British speedway and grasstrack rider (born 1993)

Thomas Andrew Perry (born 22 February 1993) is a British speedway and grasstrack rider.

==Career==
Born in Albrighton, Shropshire in 1993, Perry began grasstrack racing at the age of six and took up speedway at the age of ten. His grasstrack successes included winning the British 125cc Youth Championship in 2006, placing in the top three in both the 250cc and 350cc championships in 2009, a fourth place in the British Under-21 Championship and becoming the youngest rider ever to compete in the British Masters Championship when aged 16, finishing in fifth place.

In 2010, Perry joined National League speedway team Dudley Heathens, and continued to haves success in grasstrack, winning the British Under-21 Championship. After a successful first season is speedway, at the end of which he was voted 'rider of the year' by Heathens fans, he re-signed for the team in 2011, winning the National Shield with Heathens later that year. At the end of the season, he was awarded a Darren and Sharon Boocock Speedway Scholarship which saw him travel to Australia to gain experience racing in Queensland.

In 2012, Perry continued with Heathens and also rode in the Premier League for Somerset Rebels, riding in 36 matches for the club. He finished as runner-up in the British Under-21 Speedway Championship that year.
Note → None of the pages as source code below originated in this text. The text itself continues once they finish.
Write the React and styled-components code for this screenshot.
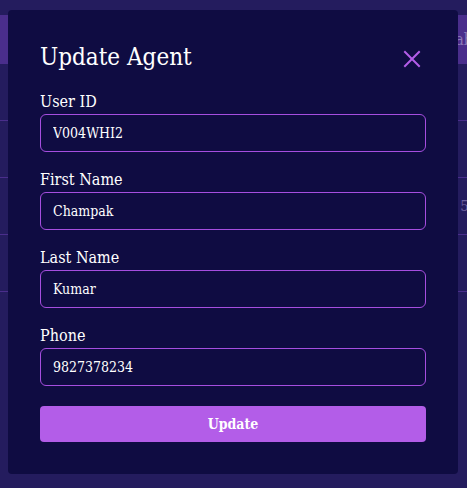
import React from "react";
import styled, { createGlobalStyle } from "styled-components";

const Global = createGlobalStyle`
  html, body { margin: 0; padding: 0; }
  body {
    width: 467px; height: 488px; overflow: hidden;
    background: #241c5e;
    font-family: "DejaVu Serif Condensed", "DejaVu Serif", serif;
  }
`;

const Page = styled.div`
  position: relative;
  width: 467px;
  height: 488px;
  background: #241c5e;
  padding-top: 15px;
  box-sizing: border-box;
`;

const Table = styled.div`
  display: flex;
  flex-direction: column;
`;

const HeadRow = styled.div`
  height: 49px;
  background: #4a2e8c;
  display: flex;
  align-items: center;
  justify-content: flex-end;
  color: #8b79b8;
  font-size: 16px;
  overflow: hidden;
`;

const Row = styled.div`
  height: 56px;
  border-bottom: 1px solid #4a2e8c;
  display: flex;
  align-items: center;
  justify-content: flex-end;
  color: #6e61a0;
  font-size: 15px;
  overflow: hidden;
`;

const Peek = styled.span`
  margin-right: -6px;
`;

const Modal = styled.div`
  position: absolute;
  left: 8px;
  top: 10px;
  width: 450px;
  height: 464px;
  box-sizing: border-box;
  background: #0f0c42;
  border-radius: 4px;
  padding: 32px;
  display: flex;
  flex-direction: column;
`;

const Header = styled.div`
  display: flex;
  align-items: flex-start;
  justify-content: space-between;
  height: 29px;
  margin-top: 1px;
  margin-bottom: 18px;
`;

const Title = styled.h2`
  margin: 0;
  font-weight: 400;
  font-size: 24px;
  line-height: 29px;
  color: #ffffff;
`;

const Close = styled.button`
  background: none;
  border: 0;
  padding: 0;
  width: 18px;
  height: 18px;
  margin: 7px 5px 0 0;
  display: flex;
  cursor: pointer;
`;

const Field = styled.div`
  display: flex;
  flex-direction: column;
  margin-bottom: 16px;
`;

const Label = styled.label`
  font-size: 16px;
  line-height: 24px;
  color: #ffffff;
`;

const Input = styled.input`
  height: 38px;
  box-sizing: border-box;
  border: 1px solid #a64ee0;
  border-radius: 6px;
  background: transparent;
  color: #ffffff;
  font-family: inherit;
  font-size: 14px;
  padding: 0 12px;
  outline: none;
`;

const Button = styled.button`
  margin-top: 4px;
  height: 36px;
  border: 0;
  border-radius: 4px;
  background: #b35de8;
  color: #ffffff;
  font-family: inherit;
  font-weight: 700;
  font-size: 14px;
  cursor: pointer;
`;

const fields = [
  ["User ID", "V004WHI2"],
  ["First Name", "Champak"],
  ["Last Name", "Kumar"],
  ["Phone", "9827378234"],
];

export default function App() {
  return (
    <Page>
      <Global />
      <Table>
        <HeadRow><Peek>ab</Peek></HeadRow>
        <Row />
        <Row />
        <Row><Peek>5j</Peek></Row>
        <Row />
      </Table>
      <Modal>
        <Header>
          <Title>Update Agent</Title>
          <Close aria-label="close">
            <svg width="18" height="18" viewBox="0 0 18 18">
              <path d="M2 2 L16 16 M16 2 L2 16" stroke="#b35de8" strokeWidth="2" strokeLinecap="square" />
            </svg>
          </Close>
        </Header>
        {fields.map(([l, v]) => (
          <Field key={l}>
            <Label>{l}</Label>
            <Input defaultValue={v} />
          </Field>
        ))}
        <Button>Update</Button>
      </Modal>
    </Page>
  );
}
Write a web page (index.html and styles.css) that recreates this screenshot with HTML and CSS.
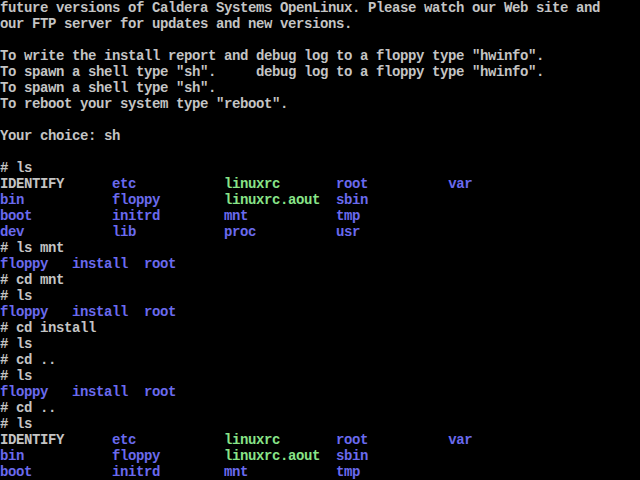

In 2013, Perry was retained by Somerset in the Premier League, also riding for Isle of Wight Islanders in the National League. He represented Great Britain in the Under-21 Speedway World Cup semi-final, and finished fifth in the British Under-21 Speedway Championship.

In December 2013, Perry was picked in the reserve draft to ride for Leicester Lions in the Elite League in 2014. He was also part of the Cradley team that won the National League Fours, held on 26 October 2014 at Brandon Stadium.
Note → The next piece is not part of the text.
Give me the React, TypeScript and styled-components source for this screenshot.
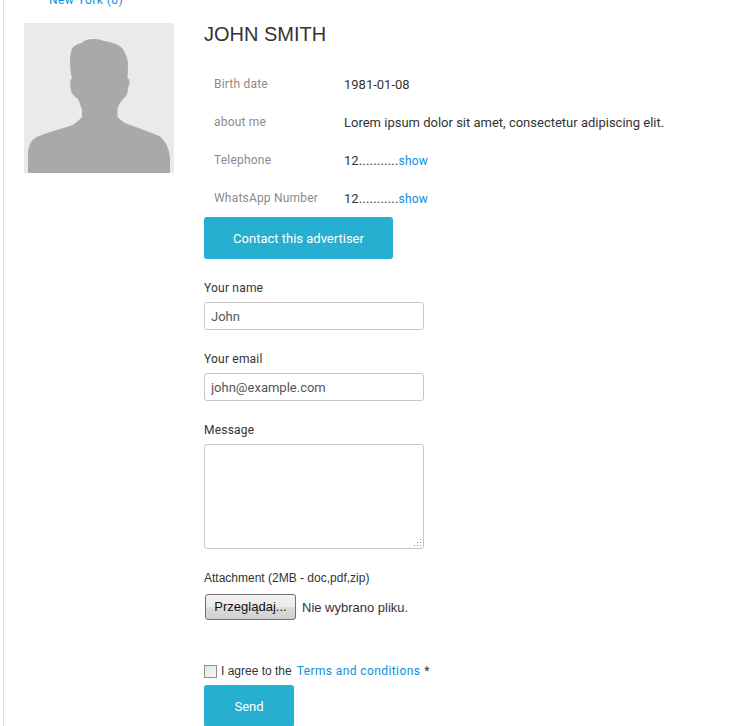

Perry was the 350cc British Grasstrack Champion in 2015 and experienced a very successful season riding for Birmingham Brummies during the 2015 National League speedway season. He won the National League title and was part of the Birmingham team that won the National League Fours, held on 14 June 2015 at Brandon Stadium.

Perry rode for the Belle Vue Colts during the 2018 National League speedway season and in 2019, he was part of the Stoke Potters team that won the NDL Fours, held on 13 July 2019 at Loomer Road Stadium.